Although our trip hadn’t come to an end right then, our road trip adventures had. The next day, we drove on to Taupō to re-establish some backpack and camper van order before our drive back to the van depot to return our four-wheeled home. We’d purchased the speedy drop-off pack at the start so didn’t need to refuel before we got to Auckland. I was intent on the van being empty when we got there. By empty, I mean, empty-empty, driving on fumes empty. We’d calculated an approximate amount of fuel to kms that we would need on our last top up and the race was on. A detour due to the main highway being closed not only added extra kms but it stretched our estimated arrival time.
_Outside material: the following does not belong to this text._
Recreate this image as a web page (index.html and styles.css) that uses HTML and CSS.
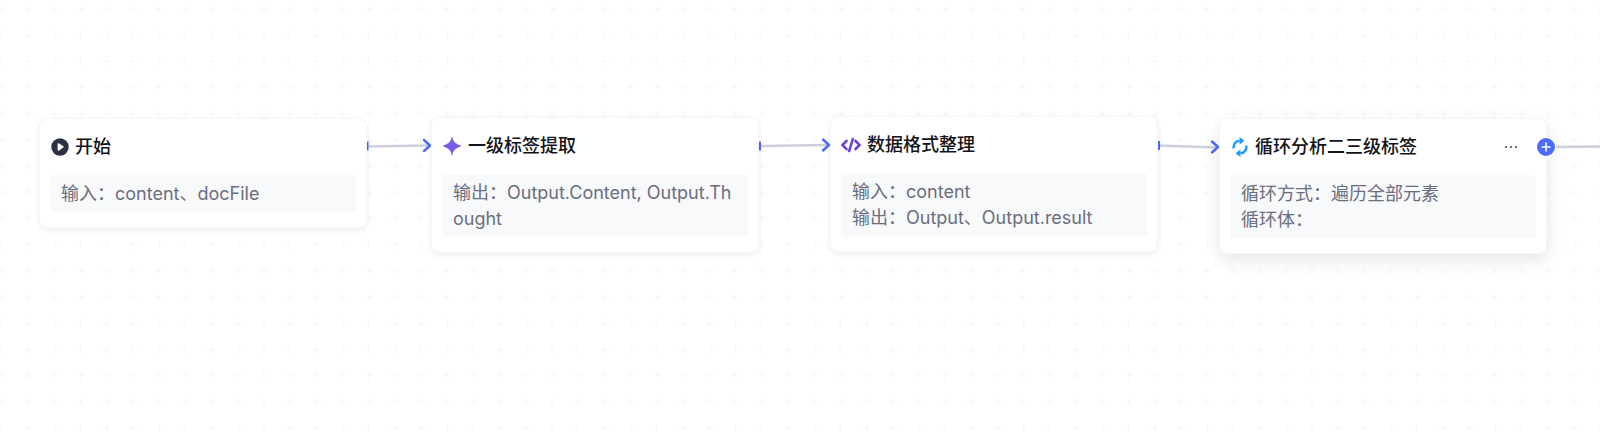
FILE: index.html
```html
<!DOCTYPE html>
<html lang="zh-CN">
<head>
<meta charset="utf-8">
<title>工作流</title>
<link rel="stylesheet" href="styles.css">
</head>
<body>
<main class="canvas">
  <svg class="grid" width="1600" height="432" aria-hidden="true">
    <defs>
      <pattern id="plus" x="-2.500" y="3.700" width="26.200" height="26.200" patternUnits="userSpaceOnUse">
        <path d="M0 5h9M4.500 .5v9" stroke="#f5f6f8" stroke-width="1" fill="none"/>
      </pattern>
    </defs>
    <rect width="1600" height="432" fill="url(#plus)"/>
  </svg>

  <svg class="edges" width="1600" height="432" aria-hidden="true">
    <g class="edge-line">
      <path d="M367 146.500L428 145.500"/>
      <path d="M758 146L828 145"/>
      <path d="M1157 145.500L1217 147.500"/>
      <path d="M1556 147L1600 146.500"/>
    </g>
    <g class="edge-port">
      <path d="M367 141.500v9"/>
      <path d="M759.500 141.500v9"/>
      <path d="M1158.500 141v9"/>
    </g>
    <g class="edge-arrow">
      <path d="M424 140l6 5.500-6 5.500"/>
      <path d="M823 139.500l6 5.500-6 5.500"/>
      <path d="M1212 141.500l6 5.500-6 5.500"/>
    </g>
  </svg>

  <article class="node node-start">
    <header class="node-head">
      <svg class="icon" viewBox="0 0 18 18"><circle cx="9" cy="9" r="8.700" fill="#2e3142"/><path d="M6.600 5.900c0-.6.600-.9 1.100-.6l4.600 3c.5.300.5 1 0 1.300l-4.600 3.100c-.5.300-1.100 0-1.100-.6z" fill="#fff"/></svg>
      <h2 class="title">开始</h2>
    </header>
    <div class="body">输入：content、docFile</div>
  </article>

  <article class="node node-llm">
    <header class="node-head">
      <svg class="icon icon-star" viewBox="0 0 18 18"><path d="M9 0c1.200 5 3 6.800 9 9-6 2.200-7.800 4-9 9-1.200-5-3-6.800-9-9 6-2.200 7.800-4 9-9z" fill="#7a5be6" stroke="#7a5be6" stroke-width=".6" stroke-linejoin="round"/></svg>
      <h2 class="title">一级标签提取</h2>
    </header>
    <div class="body">输出：Output.Content, Output.Thought</div>
  </article>

  <article class="node node-code">
    <header class="node-head">
      <svg class="icon icon-code" viewBox="0 0 20 18"><path d="M5.500 4.800L1.500 9l4 4.200M14.500 4.800l4 4.200-4 4.200M11.800 3L8.200 15" fill="none" stroke-width="2.600" stroke-linecap="round" stroke-linejoin="round"/></svg>
      <h2 class="title">数据格式整理</h2>
    </header>
    <div class="body">输入：content<br>输出：Output、Output.result</div>
  </article>

  <article class="node node-loop">
    <header class="node-head">
      <svg class="icon icon-sync" viewBox="0 0 18 20"><path class="sync" d="M2.700 11.500A6.400 6.400 0 0 1 8.500 3.700"/><path class="sync" d="M15.300 8.500A6.400 6.400 0 0 1 9.500 16.300"/><path class="sync-tip" d="M8.500 0 13.500 3.700 8.500 7.400z"/><path class="sync-tip" d="M9.500 20 4.500 16.300 9.500 12.600z"/></svg>
      <h2 class="title">循环分析二三级标签</h2>
      <span class="more" aria-label="更多"><i></i><i></i><i></i></span>
    </header>
    <div class="body">循环方式：遍历全部元素<br>循环体：</div>
    <span class="add" aria-label="添加">
      <svg width="10" height="10" viewBox="0 0 10 10"><path d="M5 1v8M1 5h8" stroke="#fff" stroke-width="1.600" stroke-linecap="round"/></svg>
    </span>
  </article>
</main>
</body>
</html>
```

FILE: styles.css
```css
* { box-sizing: border-box; }

html, body {
  margin: 0;
  height: 100%;
  background: #fff;
  overflow: hidden;
}

.canvas {
  position: relative;
  width: 1600px;
  height: 432px;
  font-family: Inter, "Noto Sans CJK SC", sans-serif;
}

.grid, .edges {
  position: absolute;
  left: 0;
  top: 0;
}

.edges { z-index: 1; }

.edge-line path {
  stroke: #cbd0dc;
  stroke-width: 2.500;
  fill: none;
}

.edge-port path {
  stroke: #4d6bfe;
  stroke-width: 3;
  fill: none;
}

.edge-arrow path {
  stroke: #4d6bfe;
  stroke-width: 2.400;
  fill: none;
  stroke-linecap: round;
  stroke-linejoin: round;
}

.node {
  position: absolute;
  width: 328px;
  padding: 0 10px;
  background: #fff;
  border: 1px solid rgba(6, 7, 9, 0.035);
  border-radius: 8px;
  box-shadow: 0 2px 6px rgba(0, 0, 0, 0.07);
  z-index: 2;
}

.node-start { left: 39px; top: 118px; height: 110px; }
.node-llm { left: 431px; top: 117px; height: 136px; }
.node-code { left: 830px; top: 116px; height: 136px; }
.node-loop {
  left: 1219px;
  top: 118px;
  height: 136px;
  box-shadow: 0 6px 18px rgba(0, 0, 0, 0.1);
}

.node-head {
  display: flex;
  align-items: center;
  gap: 6px;
  height: 56px;
  padding: 0 0 1px 1px;
}

.icon {
  width: 18px;
  height: 18px;
  flex: none;
}

.icon-star { margin-right: 1px; }

.icon-code {
  width: 20px;
  margin-left: -1px;
  stroke: #6b3fe0;
}

.icon-sync {
  height: 20px;
}

.title {
  margin: 0;
  flex: 1;
  font-size: 18px;
  font-weight: 500;
  line-height: 24px;
  color: #111318;
}

.body {
  padding: 5.500px 11px;
  font-size: 18px;
  line-height: 26px;
  color: #6b6e7d;
  background: #f8f9fb;
  border-radius: 4px;
  word-break: break-all;
}

.sync { fill: none; stroke: #1c9bfb; stroke-width: 2.500; }
.sync-tip { fill: #1c9bfb; }

.more {
  display: flex;
  gap: 3px;
  margin-right: 19px;
}

.more i {
  width: 2px;
  height: 2px;
  border-radius: 50%;
  background: #3a3c48;
}

.add {
  position: absolute;
  right: -9px;
  top: 19px;
  display: flex;
  align-items: center;
  justify-content: center;
  width: 18px;
  height: 18px;
  border-radius: 50%;
  background: #4d6bfe;
  box-shadow: 0 0 0 1.500px #fff;
}
```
We needed to get to the depot by 4. Google was saying we’d get there by 4:05. Yikes. We pushed hard and clawed back a little time but as every airport always is, the roads clogged up. The fuel light had blinked on and we were racing the clock. We weaved through miles of traffic and as we pulled up, the clock read a few minutes before 4pm.

We’d done it. A month in New Zealand. Over 9000kms, crossing two islands, scaling 1/3 of a volcano, spotting rare animals, midnight drives and sleeping in carparks. We’d waited 3 years for this trip to happen, and although it wasn’t all plain sailing, we’d had one hell of a trip.

So if you’re thinking about visiting, do it. It will 100% be worth it.